#### GIVEN PROBLEM:
Identify the lines that contain the word "HTML" and copy each one.

#### EXERCISE DATA:
•••••

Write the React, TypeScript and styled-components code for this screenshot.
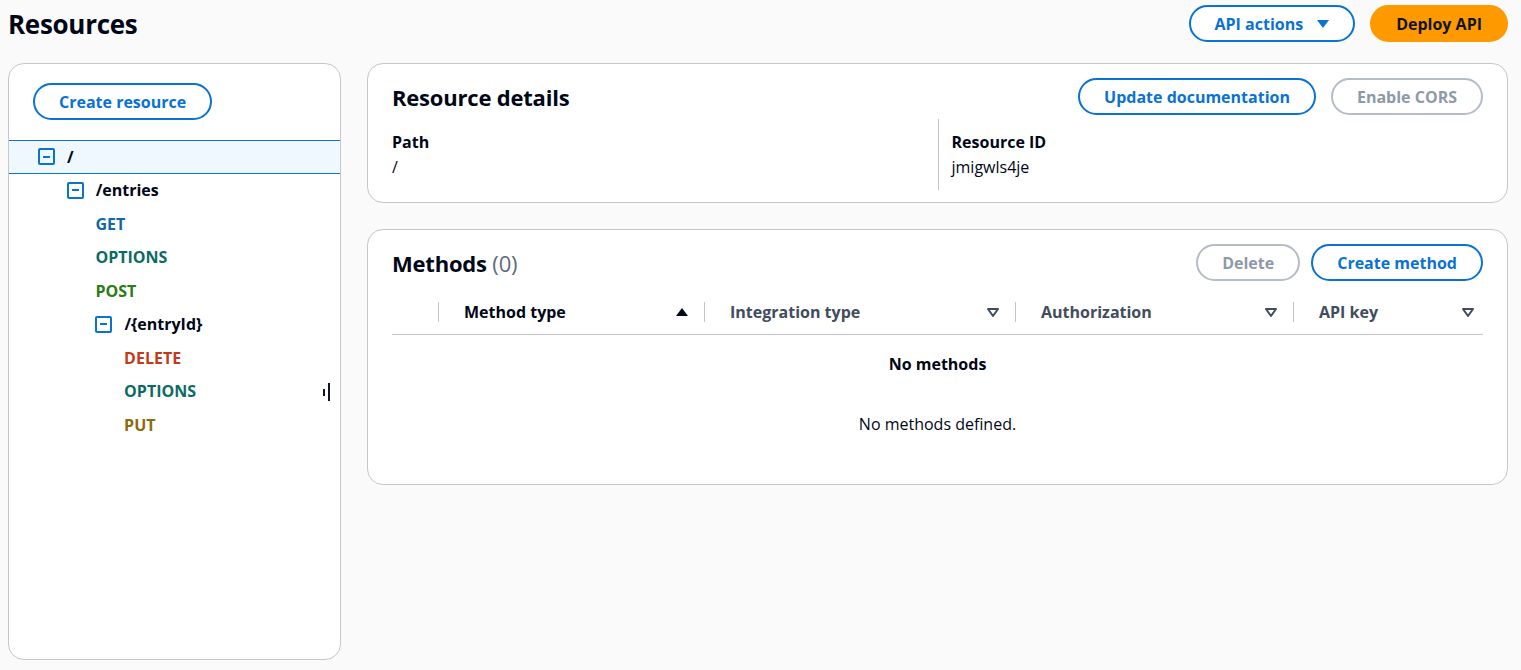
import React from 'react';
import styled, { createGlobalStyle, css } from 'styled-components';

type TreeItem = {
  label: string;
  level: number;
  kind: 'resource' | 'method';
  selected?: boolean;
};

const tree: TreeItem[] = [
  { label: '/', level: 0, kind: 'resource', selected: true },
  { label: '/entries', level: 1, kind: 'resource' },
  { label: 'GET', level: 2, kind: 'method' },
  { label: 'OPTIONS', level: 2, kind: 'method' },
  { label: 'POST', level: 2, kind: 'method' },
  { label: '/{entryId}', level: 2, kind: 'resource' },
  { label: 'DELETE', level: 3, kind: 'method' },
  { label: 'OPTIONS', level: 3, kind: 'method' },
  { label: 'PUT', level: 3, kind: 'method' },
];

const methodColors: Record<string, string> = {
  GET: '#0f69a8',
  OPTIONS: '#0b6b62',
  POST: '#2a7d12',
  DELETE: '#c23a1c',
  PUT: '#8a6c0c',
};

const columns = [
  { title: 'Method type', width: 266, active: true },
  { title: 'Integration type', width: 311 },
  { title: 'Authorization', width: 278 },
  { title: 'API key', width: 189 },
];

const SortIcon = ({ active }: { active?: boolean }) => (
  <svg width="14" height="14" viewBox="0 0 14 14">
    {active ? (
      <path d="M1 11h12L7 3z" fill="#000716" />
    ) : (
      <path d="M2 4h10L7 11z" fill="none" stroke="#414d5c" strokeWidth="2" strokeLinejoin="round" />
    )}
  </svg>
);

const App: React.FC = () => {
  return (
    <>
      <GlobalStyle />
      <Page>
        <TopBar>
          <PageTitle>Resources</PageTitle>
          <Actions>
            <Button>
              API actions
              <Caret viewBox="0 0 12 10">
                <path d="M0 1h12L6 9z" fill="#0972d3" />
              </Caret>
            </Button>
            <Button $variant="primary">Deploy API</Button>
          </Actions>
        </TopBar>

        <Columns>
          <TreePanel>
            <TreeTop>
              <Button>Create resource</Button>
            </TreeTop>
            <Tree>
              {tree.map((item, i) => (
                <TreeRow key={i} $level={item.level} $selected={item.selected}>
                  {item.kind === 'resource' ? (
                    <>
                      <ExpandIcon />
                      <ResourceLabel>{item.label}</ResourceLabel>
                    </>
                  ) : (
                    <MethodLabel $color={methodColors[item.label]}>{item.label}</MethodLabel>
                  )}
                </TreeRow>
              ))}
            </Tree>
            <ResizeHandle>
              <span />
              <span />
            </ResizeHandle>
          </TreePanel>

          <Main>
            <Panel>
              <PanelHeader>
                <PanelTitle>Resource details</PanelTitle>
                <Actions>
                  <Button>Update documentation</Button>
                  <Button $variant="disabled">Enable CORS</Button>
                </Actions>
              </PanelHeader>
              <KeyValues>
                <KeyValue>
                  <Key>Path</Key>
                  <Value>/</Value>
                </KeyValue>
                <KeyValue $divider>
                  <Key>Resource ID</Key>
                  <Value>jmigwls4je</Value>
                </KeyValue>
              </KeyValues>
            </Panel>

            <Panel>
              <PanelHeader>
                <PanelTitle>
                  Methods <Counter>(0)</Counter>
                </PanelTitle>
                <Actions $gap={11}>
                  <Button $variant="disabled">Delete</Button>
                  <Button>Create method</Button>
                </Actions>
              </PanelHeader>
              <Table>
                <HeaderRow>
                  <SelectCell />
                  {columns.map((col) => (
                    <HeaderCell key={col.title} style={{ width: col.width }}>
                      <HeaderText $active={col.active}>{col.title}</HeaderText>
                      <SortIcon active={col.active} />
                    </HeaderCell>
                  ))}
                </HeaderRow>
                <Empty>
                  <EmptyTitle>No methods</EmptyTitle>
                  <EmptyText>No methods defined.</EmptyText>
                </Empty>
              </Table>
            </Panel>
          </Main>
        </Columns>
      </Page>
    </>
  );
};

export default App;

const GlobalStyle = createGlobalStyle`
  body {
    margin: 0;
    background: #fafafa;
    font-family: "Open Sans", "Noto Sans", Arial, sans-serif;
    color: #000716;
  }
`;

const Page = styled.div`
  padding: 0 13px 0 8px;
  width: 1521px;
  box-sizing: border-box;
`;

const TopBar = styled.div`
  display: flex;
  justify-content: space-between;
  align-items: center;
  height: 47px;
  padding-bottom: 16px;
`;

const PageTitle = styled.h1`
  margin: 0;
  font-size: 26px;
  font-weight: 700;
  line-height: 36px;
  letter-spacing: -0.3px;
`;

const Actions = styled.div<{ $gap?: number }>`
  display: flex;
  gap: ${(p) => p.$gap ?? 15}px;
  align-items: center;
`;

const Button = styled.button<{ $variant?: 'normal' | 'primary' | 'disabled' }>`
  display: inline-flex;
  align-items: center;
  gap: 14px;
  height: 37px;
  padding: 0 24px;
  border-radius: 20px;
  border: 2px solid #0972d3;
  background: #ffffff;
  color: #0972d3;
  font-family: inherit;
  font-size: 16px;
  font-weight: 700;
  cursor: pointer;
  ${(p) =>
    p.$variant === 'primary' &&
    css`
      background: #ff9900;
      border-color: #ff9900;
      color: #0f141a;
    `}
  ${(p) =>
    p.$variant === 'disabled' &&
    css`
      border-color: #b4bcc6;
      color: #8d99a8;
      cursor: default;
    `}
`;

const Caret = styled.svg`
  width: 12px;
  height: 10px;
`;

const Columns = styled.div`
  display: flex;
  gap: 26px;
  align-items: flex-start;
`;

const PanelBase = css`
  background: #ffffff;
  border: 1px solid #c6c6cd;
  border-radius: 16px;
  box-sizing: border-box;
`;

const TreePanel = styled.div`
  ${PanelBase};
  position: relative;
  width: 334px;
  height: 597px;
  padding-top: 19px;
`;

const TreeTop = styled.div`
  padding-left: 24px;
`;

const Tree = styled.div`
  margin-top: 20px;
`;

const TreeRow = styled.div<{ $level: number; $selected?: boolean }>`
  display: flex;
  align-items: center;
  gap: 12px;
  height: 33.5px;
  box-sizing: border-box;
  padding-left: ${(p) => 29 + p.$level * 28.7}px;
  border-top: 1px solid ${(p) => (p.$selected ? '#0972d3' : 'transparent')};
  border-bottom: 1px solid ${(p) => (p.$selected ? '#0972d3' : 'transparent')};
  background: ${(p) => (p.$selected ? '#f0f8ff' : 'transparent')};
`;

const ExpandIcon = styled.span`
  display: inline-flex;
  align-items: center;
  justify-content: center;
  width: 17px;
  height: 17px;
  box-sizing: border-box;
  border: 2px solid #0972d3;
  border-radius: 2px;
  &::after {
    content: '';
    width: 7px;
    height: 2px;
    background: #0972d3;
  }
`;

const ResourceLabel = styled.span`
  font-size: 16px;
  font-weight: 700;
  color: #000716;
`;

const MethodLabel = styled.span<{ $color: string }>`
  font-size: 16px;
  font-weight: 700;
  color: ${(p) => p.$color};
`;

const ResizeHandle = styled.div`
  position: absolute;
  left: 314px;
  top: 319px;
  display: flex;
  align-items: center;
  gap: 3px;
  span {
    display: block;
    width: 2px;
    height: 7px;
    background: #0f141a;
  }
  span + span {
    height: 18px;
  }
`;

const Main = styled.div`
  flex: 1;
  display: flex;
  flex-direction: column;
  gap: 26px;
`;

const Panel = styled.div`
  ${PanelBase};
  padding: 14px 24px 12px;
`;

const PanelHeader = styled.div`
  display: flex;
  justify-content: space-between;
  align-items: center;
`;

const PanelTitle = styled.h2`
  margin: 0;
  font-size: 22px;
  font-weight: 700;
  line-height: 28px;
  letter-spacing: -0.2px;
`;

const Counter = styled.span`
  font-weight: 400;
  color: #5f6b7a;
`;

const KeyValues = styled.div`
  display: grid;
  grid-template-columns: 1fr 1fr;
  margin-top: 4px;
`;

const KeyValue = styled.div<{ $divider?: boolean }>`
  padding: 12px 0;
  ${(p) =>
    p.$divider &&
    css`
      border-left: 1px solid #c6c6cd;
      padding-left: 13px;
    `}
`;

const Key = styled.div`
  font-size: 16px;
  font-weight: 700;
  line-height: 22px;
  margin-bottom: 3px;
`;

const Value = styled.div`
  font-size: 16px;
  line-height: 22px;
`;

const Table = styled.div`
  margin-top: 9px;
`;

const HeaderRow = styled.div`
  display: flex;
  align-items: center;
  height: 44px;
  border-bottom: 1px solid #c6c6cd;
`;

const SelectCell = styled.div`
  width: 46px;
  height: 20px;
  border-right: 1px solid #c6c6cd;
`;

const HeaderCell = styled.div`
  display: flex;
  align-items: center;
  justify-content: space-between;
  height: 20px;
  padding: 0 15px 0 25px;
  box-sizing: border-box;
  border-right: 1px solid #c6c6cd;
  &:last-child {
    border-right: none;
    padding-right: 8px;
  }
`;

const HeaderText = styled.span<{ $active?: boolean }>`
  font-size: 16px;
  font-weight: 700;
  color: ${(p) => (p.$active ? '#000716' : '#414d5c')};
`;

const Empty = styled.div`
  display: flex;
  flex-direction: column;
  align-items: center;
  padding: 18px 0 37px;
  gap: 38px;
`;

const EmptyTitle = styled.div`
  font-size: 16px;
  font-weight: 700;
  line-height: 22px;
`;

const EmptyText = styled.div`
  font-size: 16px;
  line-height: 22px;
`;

•••••

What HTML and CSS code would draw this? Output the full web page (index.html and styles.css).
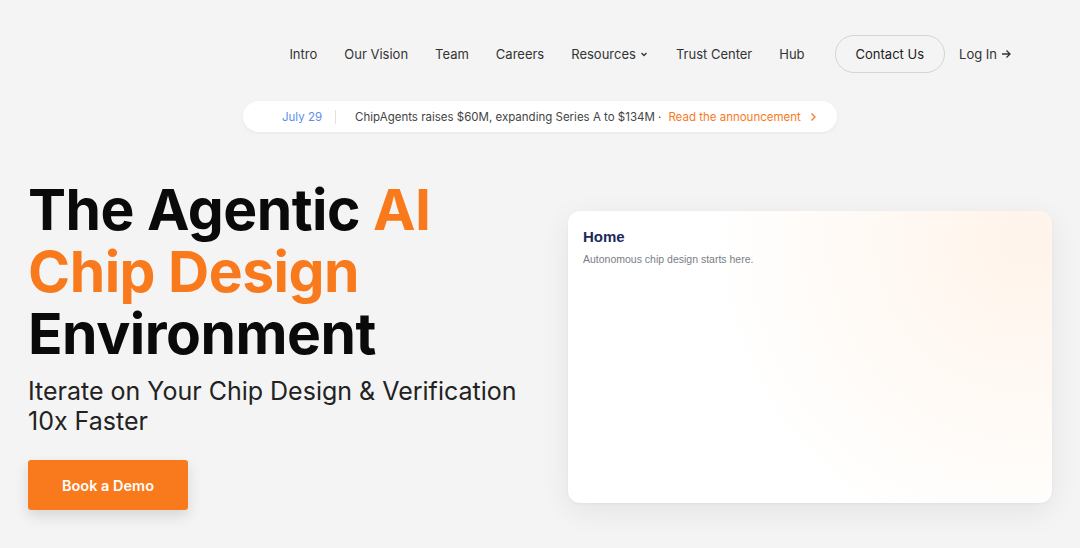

•••••

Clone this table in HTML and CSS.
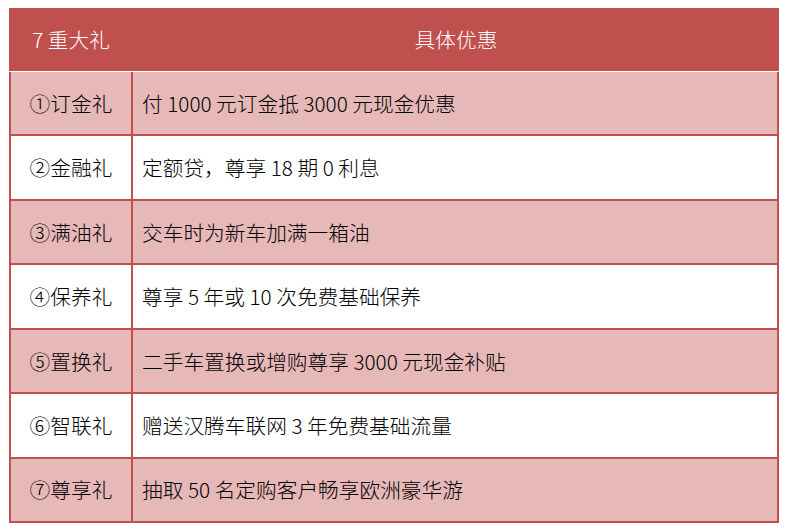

•••••

#### THE RESULT:
What HTML and CSS code would draw this? Output the full web page (index.html and styles.css).
Clone this table in HTML and CSS.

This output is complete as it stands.